Anyway, perhaps the difference between Japan and North America is that they didn't spend what they couldn't afford to the same degree as North Americans.
We never had jobs that came with pension plans so getting the mortgage paid off and putting some into retirement savings was a high priority for us. I felt quite ripped off about it for the longest time, crap for wages compared to those who got the good jobs and held them for long periods, and ended up with pensions far in excess of my salary. It never was that they were more qualified or capable, it is simply that there aren't enough of those jobs for all of us capable and qualified to have one. And then the jobs that were out there were completely stripped of all benefits.
I used to say that of the rest spent the way we did the economy would move at a snails pace, and now that reasonable restrictions have been put on credit people will no long spend what they don't have and have little hope of paying back.
North American kept spending by borrowing from their future and going about business with a false sense of wealth, in over valued homes that people expected to extract cash from for retirement. Now it is clear that isn't going to happen.
The other thing that is going to happen, yet people are completely ill prepared for it, is pensions are not going to pay what they promised.
They were calculated with stupid, snake-oil math. I always look at it in real time and ignore inflation. Ultimately it should not go up faster then inflation so it is fair to work out if the inputs match the expected outputs. Between employee and employer funding was typically about 15% of wages, so for simplicity, and around here they tend to promise 70% of wages, so for simplicity sake say 14% and it takes 5 years working to pay for one year of retirement. Well, if you work 40 years that means your pension is funded for 8 years on average, yet we have people living about twice as long as the pension can reasonably last. If it is 60% then it is funded for 10 years.
So, reasonably, pensions can really only afford to pay about 35%, maybe 40% of wages. You are not any more likely to see business just start forking over an extra 7% of payroll costs to fund pensions as you are likely to see workers agree to have an additional 7% of their wages go to their pensions. But, it is too late anyway because there are years upon years of underfunding and stupid math used.
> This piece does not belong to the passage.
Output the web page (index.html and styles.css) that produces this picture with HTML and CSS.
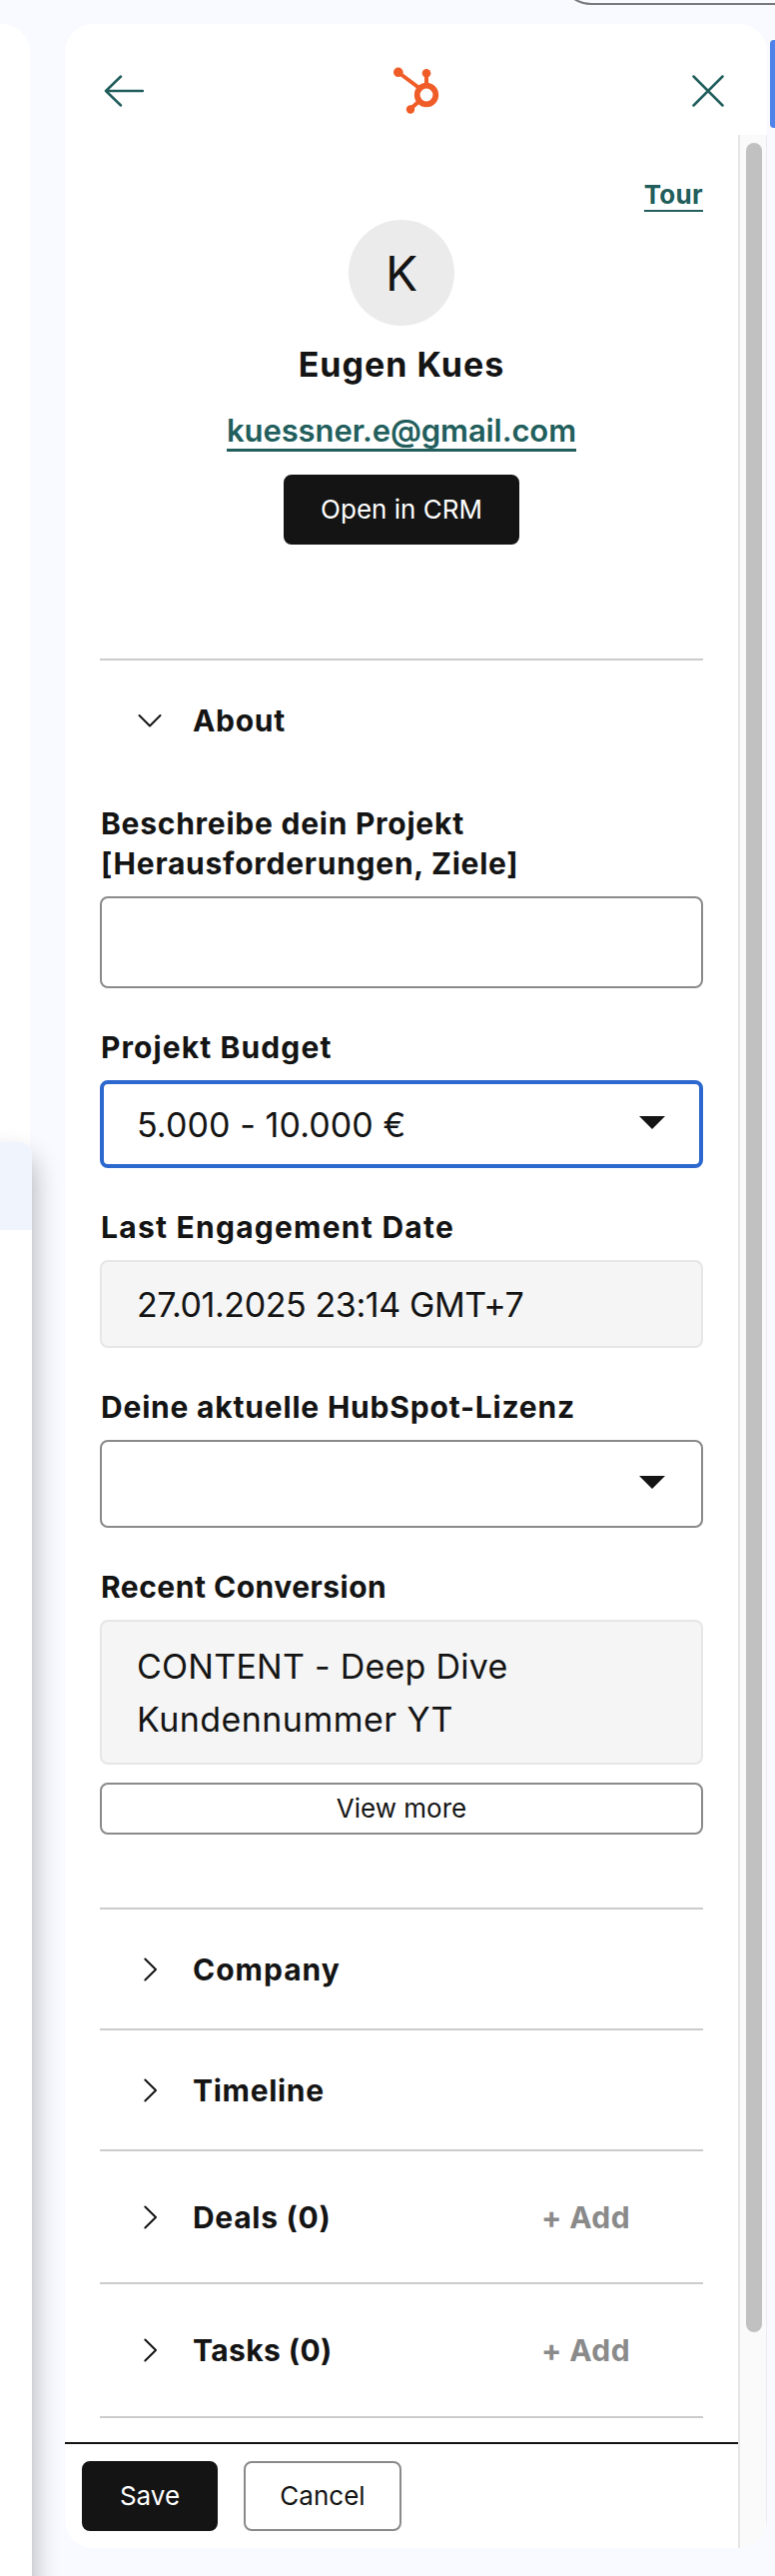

I do go on, from the original article...
Economists blame this slow spending on widespread distrust of Japan’s pension system, which is buckling under the weight of one of the world’s most rapidly aging societies. That could serve as a warning for the United States, where workers’ 401(k)’s have been ravaged by declining stocks, pensions are disappearing, and the long-term solvency of the Social Security system is in question.
Well, if you were reading and taking what I had to say seriously you were out of the market and didn't lose a cent in the down turn. I got out and I am content with my big 3-4% I made during this time when fortunes have been wiped out.
What one does about not having the pension they think they have is quite different, but there is still time to make realistic life adjustments based on solid math facts rather then unsustainable fantasy. It means delay retirement, make sure all debt is paid off, cut daily living costs... I loved my home that I sold last year, but realistically the carrying costs were such that even when it was paid for, well, they didn't seem so bad before a 23% pay cut... But that propably was a small cut compared to what people will have to prepare for in terms of retirement income.
But, I think there will be a second wakening where people will cut back on spending because somehow income will decline enormously relative to expenses and even those who it appears can afford to spend won't because of fears of yet another hit to income somewhere.
So, I'd say now is a good time to down size.